DAZN will pay €400 million ($436.4 million) per season for the bigger of the two rights packages that the LFP tendered, one that will see it broadcast eight out of the nine games in each round of the 18-team league.

BeIN meanwhile acquired the secondary package for €100 million per year and will show the most high-profile fixture of each round, or the second biggest game every other round.

According to L’Equipe, the LFP is also negotiating a potential exit clause after two or three seasons, which BeIN is understood to be open to.

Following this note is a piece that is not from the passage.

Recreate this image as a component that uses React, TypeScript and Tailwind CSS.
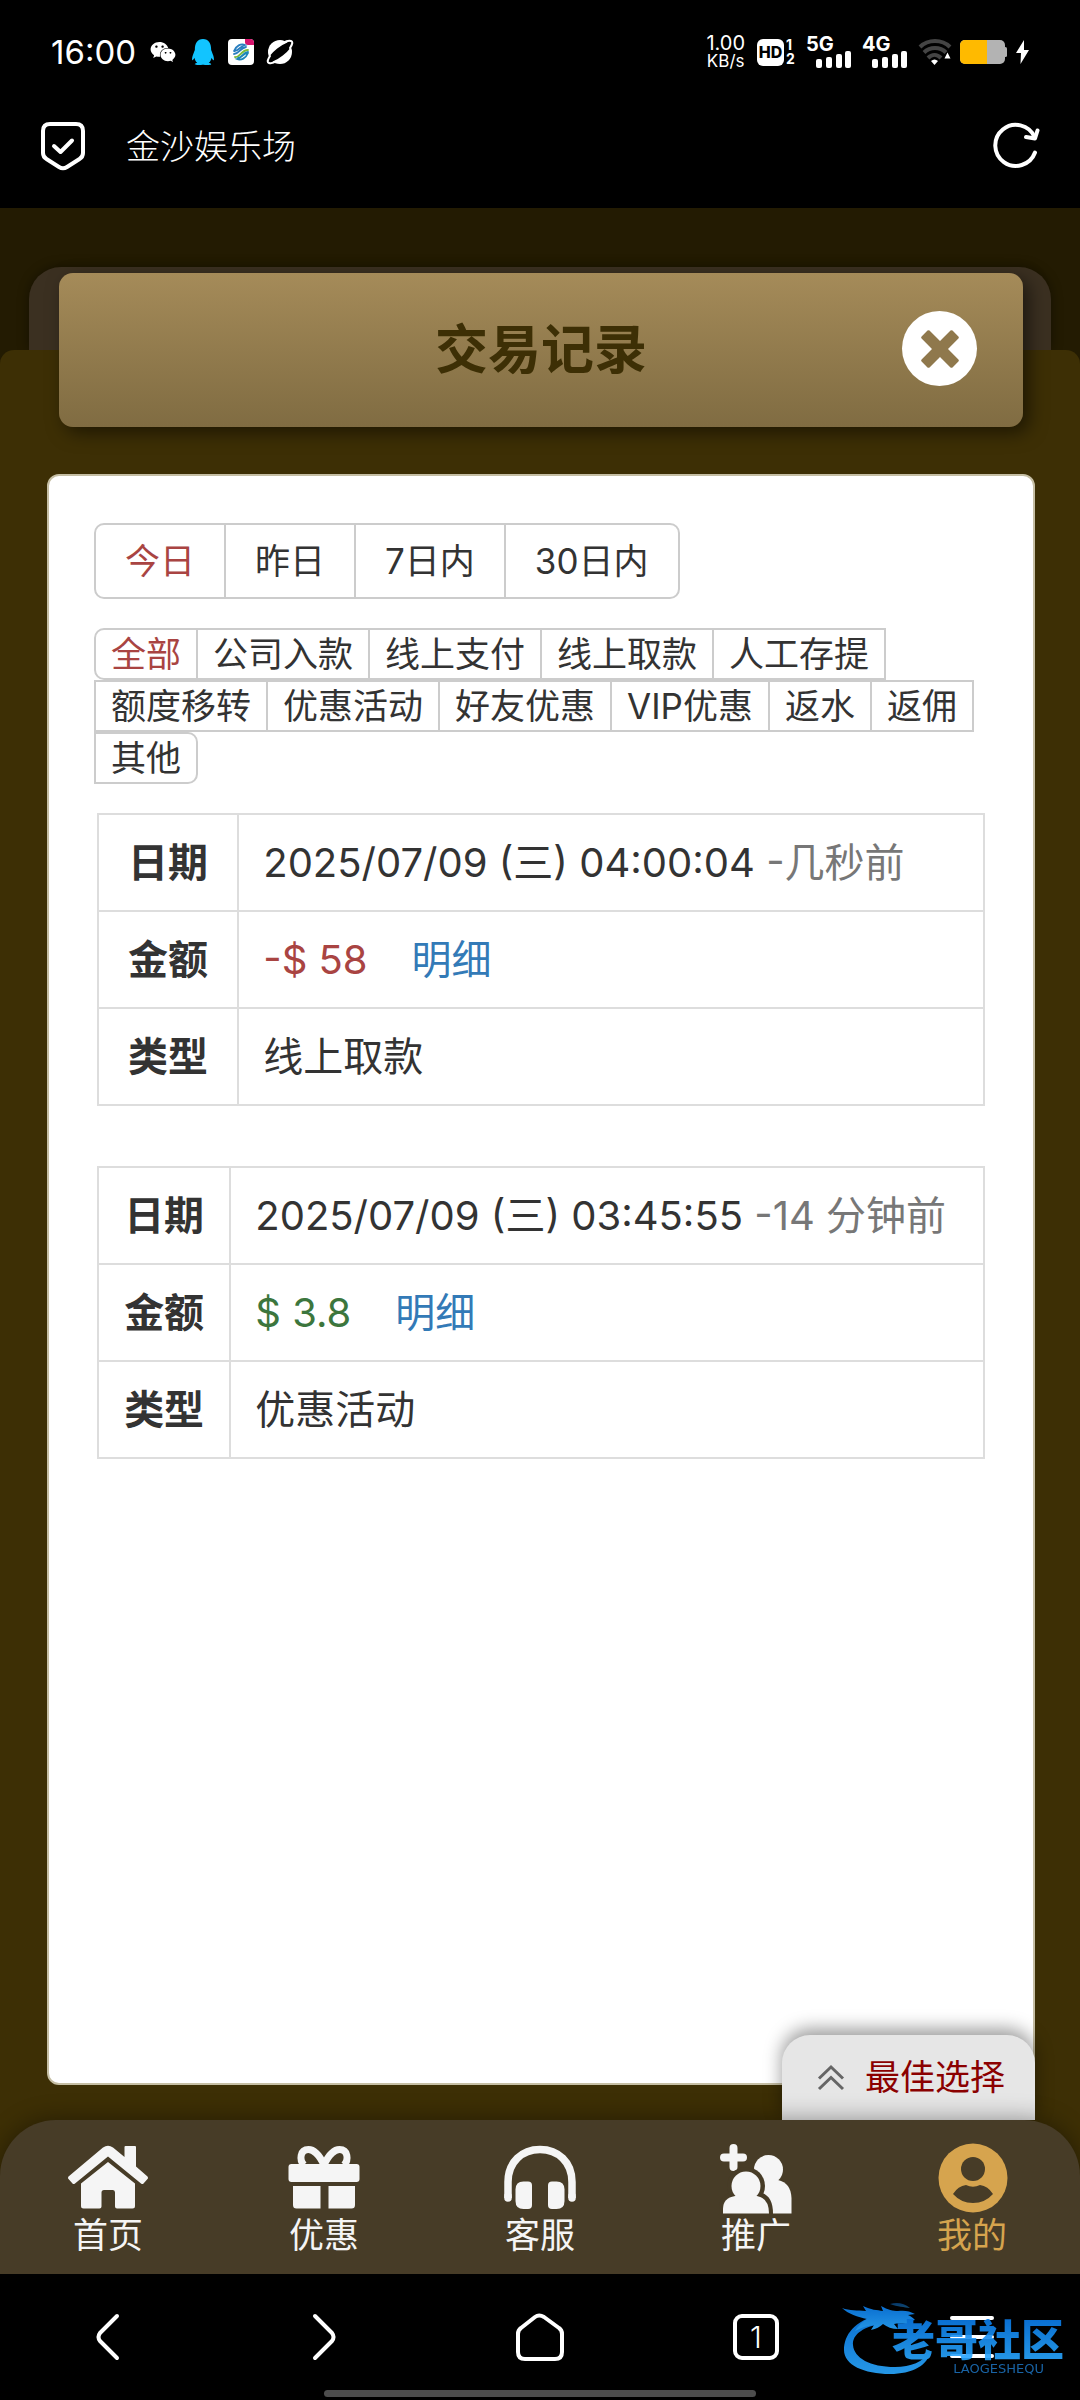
import { ReactNode } from 'react';
import { FaQq, FaWeixin } from 'react-icons/fa';

interface TransactionRecord {
  date: string;
  ago: string;
  amount: string;
  negative: boolean;
  type: string;
}

const periods = ['今日', '昨日', '7日内', '30日内'];

// Each row of the filter wraps on its own
const typeRows = [
  ['全部', '公司入款', '线上支付', '线上取款', '人工存提'],
  ['额度移转', '优惠活动', '好友优惠', 'VIP优惠', '返水', '返佣'],
  ['其他'],
];

const records: TransactionRecord[] = [
  {
    date: '2025/07/09 (三) 04:00:04',
    ago: '-几秒前',
    amount: '-$ 58',
    negative: true,
    type: '线上取款',
  },
  {
    date: '2025/07/09 (三) 03:45:55',
    ago: '-14 分钟前',
    amount: '$ 3.8',
    negative: false,
    type: '优惠活动',
  },
];

function SignalBars({ label }: { label: string }) {
  return (
    <div className="relative h-8 w-[46px]">
      <span className="absolute left-0 top-0 text-[20px] font-bold leading-4">{label}</span>
      <svg viewBox="0 0 46 32" className="absolute inset-0" fill="currentColor" aria-hidden="true">
        <rect x="10" y="23" width="6" height="9" rx="2" />
        <rect x="20" y="21" width="6" height="11" rx="2" />
        <rect x="30" y="18" width="6" height="14" rx="2" />
        <rect x="39" y="15" width="6" height="17" rx="2" />
      </svg>
    </div>
  );
}

function StatusBar() {
  return (
    <div className="flex h-[104px] items-center justify-between pl-[51px] pr-[51px]">
      <div className="flex items-center">
        <span className="w-[99px] text-[33px] leading-10">16:00</span>
        <FaWeixin className="size-[26px]" />
        <FaQq className="ml-3.5 size-[26px] text-[#12c4ff]" />
        {/* Carrier app */}
        <svg viewBox="0 0 26 26" className="ml-3 size-[26px]" aria-hidden="true">
          <rect width="26" height="26" rx="4" fill="#fff" />
          <path d="M17 0h5a4 4 0 0 1 4 4v2h-6a3 3 0 0 1-3-3z" fill="#d6136c" />
          <g fill="none" strokeWidth="1.8" strokeLinecap="round">
            <path d="M6 12c2-5 7-8 11-6-4 1-6 5-10 6M6 15c5 0 6-6 12-7" stroke="#2a7fc0" />
            <path d="M7 18c5 1 6-7 13-7" stroke="#7cbb3c" />
            <path d="M20 14c-2 5-7 8-11 6 4-1 6-5 10-6M10 19c4 0 5-6 10-6" stroke="#1c86b8" />
          </g>
        </svg>
        {/* Planet */}
        <svg viewBox="0 0 28 26" className="ml-3 h-[26px] w-7" aria-hidden="true">
          <circle cx="14" cy="13" r="12" fill="#fff" />
          <ellipse cx="14" cy="13" rx="15" ry="4.500" transform="rotate(-38 14 13)" fill="#000" />
          <path
            d="M4 17Q0 23 3 24q3 1 8-2M24 9q4-6 1-7-3-1-8 2"
            fill="none"
            stroke="#fff"
            strokeWidth="2"
            strokeLinecap="round"
          />
        </svg>
      </div>

      <div className="flex items-center">
        <div className="mr-3 flex flex-col items-center">
          <span className="text-[20px] leading-[18px]">1.00</span>
          <span className="text-[17px] leading-[18px]">KB/s</span>
        </div>
        <span className="flex size-[27px] items-center justify-center rounded-md bg-white text-[16px] font-extrabold text-black">
          HD
        </span>
        <div className="ml-0.5 mr-2.5 flex w-2.5 flex-col text-[14px] font-bold leading-[14px]">
          <span>1</span>
          <span>2</span>
        </div>
        <SignalBars label="5G" />
        <div className="w-2.5" />
        <SignalBars label="4G" />
        <svg viewBox="0 0 34 28" className="ml-2.5 h-7 w-[34px]" fill="none" aria-hidden="true">
          <g stroke="#444" strokeWidth="4">
            <path d="M2 9C10 1 24 1 32 9" />
            <path d="M6 14.500c6-6 16-6 22 0" />
            <path d="M10 20c4-4 9-4 13 0" />
          </g>
          <path d="M13 23q3.500-3 7 0l-3.500 4z" fill="#fff" />
          <path d="M26.500 20.500l3-6 3 6z" fill="#fff" />
        </svg>
        <svg viewBox="0 0 48 24" className="ml-2 h-6 w-12" aria-hidden="true">
          <rect x="0" y="0" width="45" height="24" rx="5" fill="#b3b3b3" />
          <rect x="44" y="7" width="3" height="10" rx="1.500" fill="#b3b3b3" />
          <path d="M5 0h22v24H5a5 5 0 0 1-5-5V5a5 5 0 0 1 5-5z" fill="#ffba00" />
        </svg>
        <svg viewBox="0 0 13 24" className="ml-2 h-6 w-[13px]" fill="#fff" aria-hidden="true">
          <path d="M8 0L0 13h5L4.500 24 13 10H8z" />
        </svg>
      </div>
    </div>
  );
}

function BrowserBar() {
  return (
    <div className="flex h-[104px] items-start px-10 pt-[17px]">
      <svg
        viewBox="0 0 46 50"
        className="h-[50px] w-[46px]"
        fill="none"
        stroke="#fff"
        strokeWidth="4"
        strokeLinecap="round"
        strokeLinejoin="round"
        aria-hidden="true"
      >
        <path d="M10 3h26q7 0 7 7v22q0 4-3.500 6L27 46q-4 2.500-8 0L6.500 38Q3 36 3 32V10q0-7 7-7z" />
        <path d="M14 25l6.500 6L32 19.500" />
      </svg>
      <h1 className="ml-10 flex-1 text-[34px] font-light leading-[52px]">金沙娱乐场</h1>
      <button type="button" aria-label="刷新" className="h-[50px]">
        <svg
          viewBox="0 0 48 50"
          className="h-[50px] w-12"
          fill="none"
          stroke="#fff"
          strokeWidth="4"
          strokeLinecap="round"
          strokeLinejoin="round"
        >
          <path d="M43 31.500A20.500 20.500 0 1 1 42.500 16" />
          <path d="M45.500 9.500L43 17.500l-9-1.500" />
        </svg>
      </button>
    </div>
  );
}

function PageHeader() {
  return (
    <header className="relative mx-[57px] -mt-[77px] ml-[59px] flex h-[154px] items-center justify-center rounded-[14px] bg-linear-to-b from-[#a58b59] to-[#806c42] shadow-[6px_6px_18px_rgba(0,0,0,0.5)]">
      <h2 className="text-[53px] font-bold leading-none text-[#3d2f05]">交易记录</h2>
      <button
        type="button"
        aria-label="关闭"
        className="absolute right-[46px] top-[38px] flex size-[75px] items-center justify-center rounded-full bg-white"
      >
        <svg viewBox="0 0 38 38" className="size-[38px]" fill="#8f784c">
          <path d="M8.500.600L19 11 29.500.600q1-.900 2 0l5.900 5.900q.900 1 0 2L27 19l10.400 10.500q.900 1 0 2l-5.900 5.900q-1 .900-2 0L19 27 8.500 37.400q-1 .900-2 0L.600 31.500q-.900-1 0-2L11 19 .600 8.500q-.900-1 0-2L6.500.600q1-.900 2 0z" />
        </svg>
      </button>
    </header>
  );
}

function PeriodFilter() {
  return (
    <div className="flex w-fit divide-x-2 divide-[#ccc] rounded-[10px] border-2 border-[#ccc] text-[35px]">
      {periods.map((period, i) => (
        <button
          key={period}
          type="button"
          aria-pressed={i === 0}
          className={`h-18 px-[29px] ${i === 0 ? 'text-[#a94442]' : ''}`}
        >
          {period}
        </button>
      ))}
    </div>
  );
}

function TypeFilter() {
  return (
    <div className="mt-[29px] flex flex-col items-start text-[35px]">
      {typeRows.map((row, r) => (
        <div
          key={r}
          className={`flex divide-x-2 divide-[#ccc] border-2 border-[#ccc] ${r === 0 ? 'rounded-l-[10px]' : ''} ${
            r === typeRows.length - 1 ? 'rounded-r-[10px]' : ''
          }`}
        >
          {row.map((type) => (
            <button
              key={type}
              type="button"
              aria-pressed={type === '全部'}
              className={`h-12 px-[15px] leading-[48px] ${type === '全部' ? 'text-[#a94442]' : ''}`}
            >
              {type}
            </button>
          ))}
        </div>
      ))}
    </div>
  );
}

function Row({ label, children }: { label: string; children: ReactNode }) {
  return (
    <tr>
      <th scope="row" className="h-[97px] border-2 border-[#ddd] px-6 font-bold">
        {label}
      </th>
      <td className="border-2 border-[#ddd] px-6">{children}</td>
    </tr>
  );
}

function RecordTable({ record }: { record: TransactionRecord }) {
  return (
    <div className="px-[3px]">
      <table className="w-full border-collapse whitespace-nowrap text-[40px] leading-[58px]">
        <tbody>
          <Row label="日期">
            {record.date} <span className="text-[#777]">{record.ago}</span>
          </Row>
          <Row label="金额">
            <span className={record.negative ? 'text-[#a94442]' : 'text-[#3c763d]'}>{record.amount}</span>
            <a href="#detail" className="ml-11 text-[#337ab7]">
              明细
            </a>
          </Row>
          <Row label="类型">{record.type}</Row>
        </tbody>
      </table>
    </div>
  );
}

const HomeIcon = (
  <svg viewBox="0 0 80 72" className="h-18 w-20" fill="currentColor" aria-hidden="true">
    <path d="M35 5.500Q40 2 45 5.500L56.500 15V5q0-1 1-1H67q1 0 1 1v19.500l11.500 10q1 1.500 0 2.500l-4 4.500q-1 1-2.500 0L40 14.500 7 41.500q-1.500 1-2.500 0l-4-4.500q-1-1 0-2.500z" />
    <path d="M40 20l27 21.500V64q0 2.500-2.500 2.500H49q-2 0-2-2V50.500q0-2.500-2-2.500h-9q-2.500 0-2.500 2.500v14q0 2-2 2h-16Q13 66.500 13 64V41.500z" />
  </svg>
);

const GiftIcon = (
  <svg viewBox="0 0 72 72" className="size-18" fill="currentColor" aria-hidden="true">
    <rect x="0.5" y="22" width="71" height="18" rx="3" />
    <path d="M5 44h27.500v22.500H8.500q-3.500 0-3.500-3.500zM40.500 44H67v19q0 3.500-3.500 3.500h-23z" />
    <g fill="none" stroke="currentColor" strokeWidth="7">
      <path d="M36 23C31 12 25 7.500 20.500 7.500 12 7.500 11 18 16 23" />
      <path d="M36 23c5-11 11-15.500 15.500-15.500C60 7.500 61 18 56 23" />
    </g>
  </svg>
);

const ServiceIcon = (
  <svg viewBox="0 0 74 72" className="h-18 w-[74px]" fill="currentColor" aria-hidden="true">
    <path
      d="M5 56V40C5 20 19 7.500 37 7.500S69 20 69 40v16"
      fill="none"
      stroke="currentColor"
      strokeWidth="7.500"
    />
    <path d="M5 54v2M69 54v2" stroke="currentColor" strokeWidth="7.500" strokeLinecap="round" />
    <path d="M20.500 39.500H25q4 0 4 4V63q0 4-4 4h-4.500q-8 0-8-8V47.500q0-8 8-8z" />
    <path d="M53.500 39.500H49q-4 0-4 4V63q0 4 4 4h4.500q8 0 8-8V47.500q0-8-8-8z" />
  </svg>
);

const PromoteIcon = (
  <svg viewBox="0 0 76 72" className="h-18 w-[76px]" fill="currentColor" aria-hidden="true">
    <path d="M6 15.500h19M15.500 6v19" stroke="currentColor" strokeWidth="8" strokeLinecap="round" />
    <circle cx="50.500" cy="27.500" r="14.500" />
    <path d="M38 71.500V38h22q13 3 13.500 18v15.500z" />
    <path
      d="M5 71.500V67q0-12 12-13h22q12 1 12 17.500z"
      fill="#473c27"
      stroke="#473c27"
      strokeWidth="8"
    />
    <circle cx="28" cy="44" r="19" fill="#473c27" />
    <path d="M5 71.500V67q0-11 12-13h22q12 2 12 17.500z" />
    <circle cx="28" cy="44" r="14.500" />
  </svg>
);

const MineIcon = (
  <svg viewBox="0 0 72 72" className="size-18" aria-hidden="true">
    <circle cx="37" cy="36" r="34.500" fill="currentColor" />
    <circle cx="37" cy="27" r="12" fill="#473c27" />
    <path d="M17 52q5-8 13-9 7 3.500 14 0 8 1 13 9-8 9-20 9t-20-9z" fill="#473c27" />
  </svg>
);

const tabs = [
  { label: '首页', icon: HomeIcon },
  { label: '优惠', icon: GiftIcon },
  { label: '客服', icon: ServiceIcon },
  { label: '推广', icon: PromoteIcon },
  { label: '我的', icon: MineIcon, active: true },
];

function TabBar() {
  return (
    <nav className="relative grid h-[154px] grid-cols-5 rounded-t-[56px] bg-[#473c27] shadow-[0_0_24px_rgba(0,0,0,0.4)]">
      {tabs.map((tab) => (
        <a
          key={tab.label}
          href="#tab"
          className={`flex flex-col items-center pt-[22px] text-[35px] leading-[42px] ${
            tab.active ? 'text-[#d6a44e]' : 'text-[#f5f5f5]'
          }`}
        >
          {tab.icon}
          {tab.label}
        </a>
      ))}
    </nav>
  );
}

function NavButton({ label, children }: { label: string; children: ReactNode }) {
  return (
    <button type="button" aria-label={label} className="flex items-center justify-center">
      <svg
        viewBox="0 0 50 50"
        className="size-[50px]"
        fill="none"
        stroke="#fff"
        strokeWidth="4"
        strokeLinecap="round"
        strokeLinejoin="round"
      >
        {children}
      </svg>
    </button>
  );
}

function Watermark() {
  return (
    <div className="pointer-events-none absolute right-3 top-[26px] flex h-[76px] w-[226px] flex-col items-end opacity-90">
      <svg viewBox="0 0 226 76" className="absolute inset-0" aria-hidden="true">
        <defs>
          <linearGradient id="dragon" x1="0" y1="0" x2="0" y2="1">
            <stop offset="0" stopColor="#0b7be8" />
            <stop offset="1" stopColor="#2aa8ff" />
          </linearGradient>
        </defs>
        <g fill="url(#dragon)">
          <path d="M38 14C12 21 2 35 2 50c0 15 20 24 46 24 22 0 39-9 40-23-7 11-19 16-35 16-25 0-41-9-42-22-1-11 12-19 29-21z" />
          <path d="M0 8c8 3 15 2 24 3l-3-5c8 4 14 4 20 5l-2-5c7 4 12 5 17 5 6-1 12 0 17 3l-7 1c3 1 5 3 7 5l-6 1 4 4c-7-1-13-2-19-1l4 5c-6 0-11-2-15-5-3 3-7 5-12 6l3-5c-8 1-13 3-19 6 3-5 7-9 12-12C16 17 6 14 0 8z" />
          <path d="M48 4c7-2 14-1 20 4-6-1-12-1-20-4z" opacity="0.5" />
        </g>
      </svg>
      <span className="relative mr-1 mt-[19px] bg-linear-to-b from-[#0b7be8] to-[#2aa8ff] bg-clip-text text-[43px] font-black leading-[42px] text-transparent">
        老哥社区
      </span>
      <span className="relative mr-6 font-['DejaVu_Sans'] text-[13px] leading-4 text-[#1c6fb8]">LAOGESHEQU</span>
    </div>
  );
}

function BrowserNav() {
  return (
    <footer className="relative h-[126px] bg-black pt-[38px]">
      <div className="grid grid-cols-5">
        <NavButton label="后退">
          <path d="M34 4L17 21q-3 4 0 8l17 17" />
        </NavButton>
        <NavButton label="前进">
          <path d="M16 4l17 17q3 4 0 8L16 46" />
        </NavButton>
        <NavButton label="主页">
          <path d="M20 5q4-3 9 0l15 11q3 2 3 6v18q0 7-7 7H10q-7 0-7-7V22q0-4 3-6z" />
        </NavButton>
        <button type="button" aria-label="标签页" className="flex items-center justify-center">
          <span className="flex size-[46px] items-center justify-center rounded-[9px] border-4 border-white text-[30px] font-light leading-none">
            1
          </span>
        </button>
        <NavButton label="菜单">
          <path d="M5 6h40M5 25h40M5 44h40" />
        </NavButton>
      </div>
      <Watermark />
      <div className="mx-auto mt-[28px] h-[7px] w-2/5 rounded-full bg-[#4d4d4d]" />
    </footer>
  );
}

export default function App() {
  return (
    <div className="flex min-h-screen flex-col bg-black font-[Inter,'Noto_Sans_CJK_SC',sans-serif] text-white">
      <StatusBar />
      <BrowserBar />

      <main className="flex flex-1 flex-col bg-[#231b02]">
        {/* Edge of the panel that peeks out behind the header */}
        <div className="mx-[29px] mt-[59px] h-[83px] rounded-t-[32px] bg-[#3b3021] shadow-[0_0_12px_rgba(0,0,0,0.4)]" />

        <div className="relative flex flex-1 flex-col rounded-t-[14px] bg-[#3d2f05]">
          <PageHeader />

          <section className="mx-[45px] mb-[35px] ml-[47px] mt-[47px] flex-1 rounded-xl border-2 border-[#c5bea4] bg-white px-[45px] pt-[47px] text-[#333]">
            <PeriodFilter />
            <TypeFilter />
            <div className="mt-[29px] flex flex-col gap-[60px]">
              {records.map((record) => (
                <RecordTable key={record.date} record={record} />
              ))}
            </div>
          </section>

          <button
            type="button"
            className="absolute bottom-[154px] right-[45px] flex h-[85px] items-center gap-5 rounded-t-[28px] bg-[#e6e6e6] pl-[35px] pr-[30px] text-[35px] text-[#8b0000] shadow-[0_-6px_18px_rgba(0,0,0,0.4)]"
          >
            <svg
              viewBox="0 0 28 28"
              className="size-7"
              fill="none"
              stroke="#666"
              strokeWidth="3"
              aria-hidden="true"
            >
              <path d="M2 14.500L14 3l12 11.500M2 25L14 13.500 26 25" />
            </svg>
            最佳选择
          </button>

          <TabBar />
        </div>
      </main>

      <BrowserNav />
    </div>
  );
}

The presidents of Ligue 1 voted in favor of the split broadcast deal as opposed to the prospect of a direct-to-consumer Ligue 1 platform which was also mooted (and was wheeled out as an option whenever rights talks hit the buffers).

Ligue 1’s board of directors have now approved the deal – but some involved with the league, such as Lyon owner John Textor, have slated the agreement.

Textor released a statement prior to the meeting, confirming the broadcasters calling for the creation of a Ligue 1 channel, saying: “Signing a long-term deal with traditional broadcasting models is looking towards the past, we should be turning to the future.”

The US businessman, who controls a portfolio of other soccer clubs worldwide as well as Lyon, had some stronger words on social media where he commented on the link between BeIN Sports and perennial Ligue 1 winners Paris Saint-Germain, both owned by Qatar Sports Investments.